Surprise performance from Apple M1

Sat Nov 21 18:50:27 UTC 2020

The GMP project got a low-end Apple Mac Mini M1 in order to make sure
GMP works for arm-macos systems.

We had a major surprise from the GMP performance of these CPUs!

No other CPU runs GMP this well.  Almost every inner loop runs at < 1
cycle/limb.  That inclues mpn_mul_1, but not the most important loop
mpn_addmul_1.  And that is before any attempt at optmising things for
the M1.

The 3.2 GHz M1 in our system takes the #2 spot in the GMPbench top-list.
The #1 spot is an AMD Ryzen, but that runs ar 4.4 GHz.

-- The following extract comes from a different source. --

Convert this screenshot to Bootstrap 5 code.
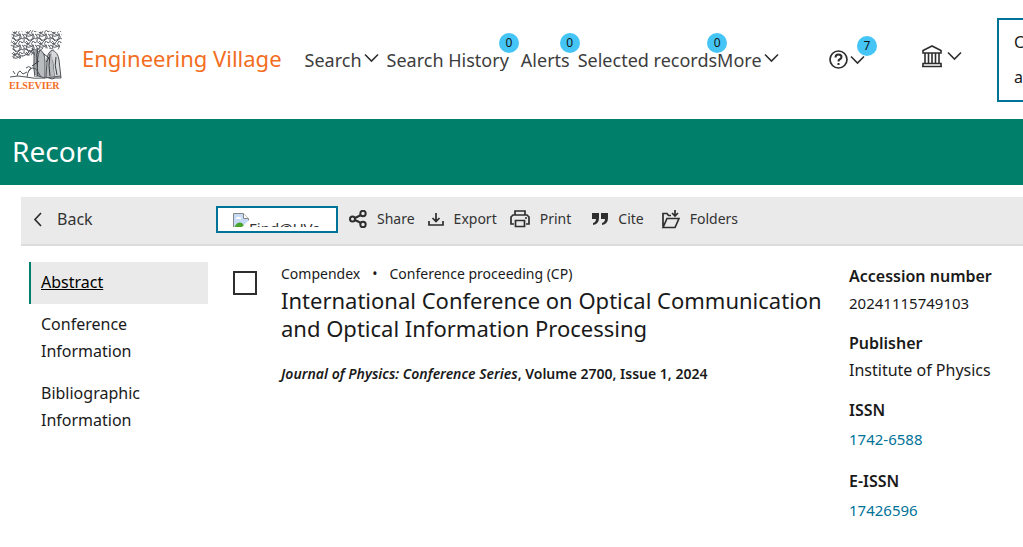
<!DOCTYPE html>
<html lang="en">
<head>
<meta charset="utf-8">
<meta name="viewport" content="width=device-width, initial-scale=1">
<title>Engineering Village - Record</title>
<link href="https://cdn.jsdelivr.net/npm/bootstrap@5.3.0/dist/css/bootstrap.min.css" rel="stylesheet">
<style>
body{font-family:"Noto Sans",sans-serif;font-size:16px;line-height:28px;color:#1a1a1a;overflow-x:hidden}
button{border:0;background:none;padding:0;color:inherit}
svg{display:block;flex:none;fill:none;stroke:#2e2e2e;stroke-width:2}
.site-head{height:119px;overflow:hidden;padding-left:9px}
.brand-mark{width:54px}
.brand-name{font-size:22px;color:#f36d21;margin-left:19px;padding-bottom:4px;white-space:nowrap}
.main-nav{font-size:18px;color:#3d3d3d;margin-left:23px;white-space:nowrap}
.main-nav a,.main-nav button{color:inherit;text-decoration:none;position:relative}
.main-nav svg{margin-bottom:4px}
.drop{gap:2px}
.count{position:absolute;width:20px;height:20px;border-radius:50%;background:#44c5f5;color:#111;font-size:12px;line-height:20px;text-align:center;right:-10px;top:-13px}
.help-btn .count{right:-12px;top:-14px}
.account{border:2px solid #007398;width:120px;height:84px;line-height:35px;padding-left:15px;text-align:left;font-size:16px;margin-left:35px;margin-right:-94px}
.band{background:#007f6b;color:#fff;height:66px;padding:0 0 2px 12px}
.band h1{font-size:28px;line-height:40px}
.tools{background:#eaeaea;border-bottom:2px solid #dcdcdc;margin:12px 0 0 21px;height:49px;color:#333;padding-left:11px}
.back-link{width:184px;gap:15px;color:inherit;text-decoration:none;padding-bottom:3px}
.tool-list{font-size:14px;gap:13px;padding-bottom:3px}
.tool-btn{display:flex;align-items:center;gap:10px}
.finder{border:2px solid #007398;background:#fff;width:122px;height:27px;padding:5px 15px 4px;margin-right:-2px}
.finder-img{height:14px;overflow:hidden;font-size:15px}
.finder-img span{line-height:30px}
.page-cols{padding:16px 0 0 29px}
.side{width:179px;line-height:27px}
.side a{display:block;color:inherit;text-decoration:none;padding:7px 50px 8px 10px;border-left:2px solid transparent}
.side a.active{background:#eaeaea;border-color:#007f6b;text-decoration:underline;color:#000}
.pick{appearance:none;width:24px;height:24px;border:2px solid #2e2e2e;margin:9px 24px 0 25px;flex:none;background:#fff}
.kind{font-size:14px;line-height:24px}
.rec-title{font-size:22px;line-height:28px;margin:0 0 20px;font-weight:400}
.source{font-size:14px;line-height:24px;font-weight:600}
.facts{width:174px;flex:none}
.facts dt{font-weight:600}
.facts dd{margin:0 0 11px;line-height:27px;padding-bottom:1px}
.facts .num{font-size:15px}
.facts a{display:block;line-height:30px;padding-bottom:1px;color:#007398;text-decoration:none}
</style>
</head>
<body>
<svg width="0" height="0" class="position-absolute">
  <defs>
    <symbol id="chev" viewBox="0 0 15 10"><path d="M1 1.500 7.500 8 14 1.500" stroke-width="1.600"/></symbol>
    <pattern id="leaf" width="13" height="11" patternUnits="userSpaceOnUse">
      <path d="M0 2q2-3 4 0t4-1 5 1M1 6q1-3 3-1t4 1 4-2M4 0q3 1 1 4t2 7M0 4q3 1 2 7M7 2q-2 2 2 3t0 5M11 0q-3 3 0 5t-2 6M0 9q3-3 5 0t8-1M3 8q3 0 4 3" stroke="#5b6066" stroke-width="1"/>
    </pattern>
  </defs>
</svg>
<header class="site-head d-flex align-items-center">
  <a href="#" class="brand-mark" aria-label="Elsevier">
    <svg width="54" height="60" viewBox="0 0 54 60" stroke="none">
      <path d="M2 2 8 1 15 2 22 0 30 2 38 0 45 2 52 1 53 8 52 16 49 20 42 19 35 18 29 20 25 24 21 26 15 25 11 29 5 29 2 25 4 20 1 14 3 9Z" fill="url(#leaf)" stroke="none"/>
      <g stroke="#50555b" stroke-width="1">
        <path d="M23 18q3 5 2 12t1 17M29 18q-2 7-1 14t1 14M26 20v25M20 20l6 5M34 18l-6 5M4 25q4-3 7 0t9-3"/>
        <path d="M31 20q-4 7-2 26l7 2V32q0-10-5-12M43 20q-5 3-5 11l-1 16 6 2 3-1-2-18" fill="#b9bcbf"/>
        <path d="M43 20q6 2 7 10l2 18-6 0" fill="#d8d9db"/>
        <path d="M35 24l5 4-3 4M30 31l-7 5M41 24q-2 12 0 22M47 27q-2 8 1 18M28 20v27" stroke="#353a40"/>
        <path d="M18 47q1-8 5-9t6 4l3 5M17 38q3-3 5 0l-2 3M8 46q1-5 3-5l3 3M1 47q8-2 16 0t18 1 17-2M6 44l-2-3M14 44l4-2"/>
      </g>
      <text x="0" y="59" font-family="Liberation Serif, serif" font-size="10" font-weight="700" fill="#f36d21" stroke="none">ELSEVIER</text>
    </svg>
  </a>
  <a href="#" class="brand-name text-decoration-none">Engineering Village</a>
  <nav class="main-nav d-flex align-items-center flex-grow-1" aria-label="Main">
    <button type="button" class="drop d-flex align-items-center">Search <svg width="15" height="10"><use href="#chev"/></svg></button>
    <a href="#" class="ms-2">Search History<span class="count">0</span></a>
    <a href="#" class="ms-2 ps-1">Alerts<span class="count">0</span></a>
    <a href="#" class="ms-2">Selected records<span class="count">0</span></a>
    <button type="button" class="drop d-flex align-items-center">More <svg width="15" height="10"><use href="#chev"/></svg></button>
    <button type="button" class="help-btn drop ms-auto d-flex align-items-center" aria-label="Help">
      <svg class="m-0" width="19" height="19" viewBox="0 0 19 19"><circle cx="9.500" cy="9.500" r="8.500" stroke-width="1.700"/><path d="M6.500 7.500q0-3 3-3t3 2.500q0 1.500-2 2.500-1 .5-1 2M9.500 13v2"/></svg>
      <svg class="m-0" width="15" height="10"><use href="#chev"/></svg><span class="count">7</span>
    </button>
  </nav>
  <button type="button" class="d-flex align-items-center gap-1 ms-5 ps-2 pb-2" aria-label="Institution">
    <svg width="22" height="24" viewBox="0 0 22 24"><path d="M1 22.500h20M2 19.500h18v3H2zM11 2 2 6.500V9h18V6.500zM4 9v10M7.500 9v10M11 9v10M14.500 9v10M18 9v10" stroke-width="1.600"/></svg>
    <svg width="15" height="10"><use href="#chev"/></svg>
  </button>
  <button type="button" class="account flex-shrink-0">C<br>a</button>
</header>
<div class="band d-flex align-items-center"><h1 class="m-0 fw-normal">Record</h1></div>
<div class="tools d-flex align-items-center">
  <a href="#" class="back-link d-flex align-items-center"><svg width="10" height="15" viewBox="0 0 10 15"><path d="M9 1 3 7.500 9 14" stroke-width="1.700"/></svg>Back</a>
  <div class="tool-list d-flex align-items-center">
    <button type="button" class="finder"><span class="finder-img d-flex">
      <svg width="16" height="16" viewBox="0 0 16 16" stroke="none"><path d="M.5.500h10l5 5v10H.500z" fill="#c6d9f5" stroke="#888" stroke-width="1"/><path d="M10.500.500v5h5" fill="#fff" stroke="#888" stroke-width="1"/><path d="M3 6q0-3 3-2 3 0 2 2z" fill="#fff" stroke="none"/><path d="M1 15q3-7 8-5l4 5z" fill="#4aa52e" stroke="none"/><path d="m7 16 9-9v9z" fill="#fff" stroke="none"/></svg><span>Find@UVa</span></span></button>
    <button type="button" class="tool-btn">
      <svg width="18" height="18" viewBox="0 0 18 18" stroke-width="1.700"><circle cx="3.500" cy="9" r="2.500"/><circle cx="14" cy="3.500" r="2.700"/><circle cx="14" cy="14.500" r="2.700"/><path d="m6 8 6-3M6 10l6 3"/></svg>Share</button>
    <button type="button" class="tool-btn"><svg width="16" height="18" viewBox="1 0 16 18"><path d="M9 3v8M5.500 8l3.500 3.500L12.500 8M2 11v4h14v-4" stroke-width="1.700"/></svg>Export</button>
    <button type="button" class="tool-btn"><svg width="20" height="18" viewBox="0 0 20 18"><path d="M5 5V1h10v4M4 14H1V7l2-2h14l2 2v7h-3M5.500 10.500h9v6h-9zM15 8h2" stroke-width="1.700"/></svg>Print</button>
    <button type="button" class="tool-btn ps-2"><svg width="16" height="16" viewBox="1 0 16 16"><path d="M1 2h7v5q0 6-6 7v-2q3-1 3-4H1zM10 2h7v5q0 6-6 7v-2q3-1 3-4h-4z" fill="#2e2e2e" stroke="none"/></svg>Cite</button>
    <button type="button" class="tool-btn ps-1"><svg width="19" height="20" viewBox="0 0 19 20"><path d="M2 17.500V4.500h4l1.500 2H10M2 18.500 6 9.500h12l-4 9zM14 1v6M11 4l3 3 3-3" stroke-width="1.700"/></svg>Folders</button>
  </div>
</div>
<main class="page-cols d-flex">
  <nav class="side flex-shrink-0" aria-label="Record sections">
    <a href="#" class="active">Abstract</a>
    <a href="#">Conference Information</a>
    <a href="#">Bibliographic Information</a>
  </nav>
  <input type="checkbox" class="pick" aria-label="Select record">
  <article class="flex-grow-1">
    <div class="kind">Compendex<span class="mx-2 px-1">•</span>Conference proceeding (CP)</div>
    <h2 class="rec-title">International Conference on Optical Communication and Optical Information Processing</h2>
    <p class="source m-0"><em>Journal of Physics: Conference Series</em>, Volume 2700, Issue 1, 2024</p>
  </article>
  <dl class="facts m-0">
    <dt>Accession number</dt><dd class="num">20241115749103</dd>
    <dt>Publisher</dt><dd>Institute of Physics</dd>
    <dt>ISSN</dt><dd class="num"><a href="#">1742-6588</a></dd>
    <dt>E-ISSN</dt><dd class="num"><a href="#">17426596</a></dd>
  </dl>
</main>
<script src="https://cdn.jsdelivr.net/npm/bootstrap@5.3.0/dist/js/bootstrap.bundle.min.js"></script>
</body>
</html>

Getting mpn_addmul_1 to run closer to 1 cycle/limb would mean a lot for
GMP's performance.  There is an architecture shortcoming which might
make it tricky, though: There is just one carry/borrow flag, unlike
x86's two (as used by adcx/adox) and also there is no instruction for
highword(a*b+c).  As a result, addmul_1 which needs a 3-way add for its
product accumulation needs to add some words, save carry, restore carry,
add to the same words again, save carry, restore carry, etc.  That's
quite expensive.

X86 used to have that same problem.  They added adox/adcx which greatly
helped GMP.  IBM's Power used to have the same problem, and they added
both highword(a*b+c) *and* multiple carry flags.

-- 
Torbjörn
Please encrypt, key id 0xC8601622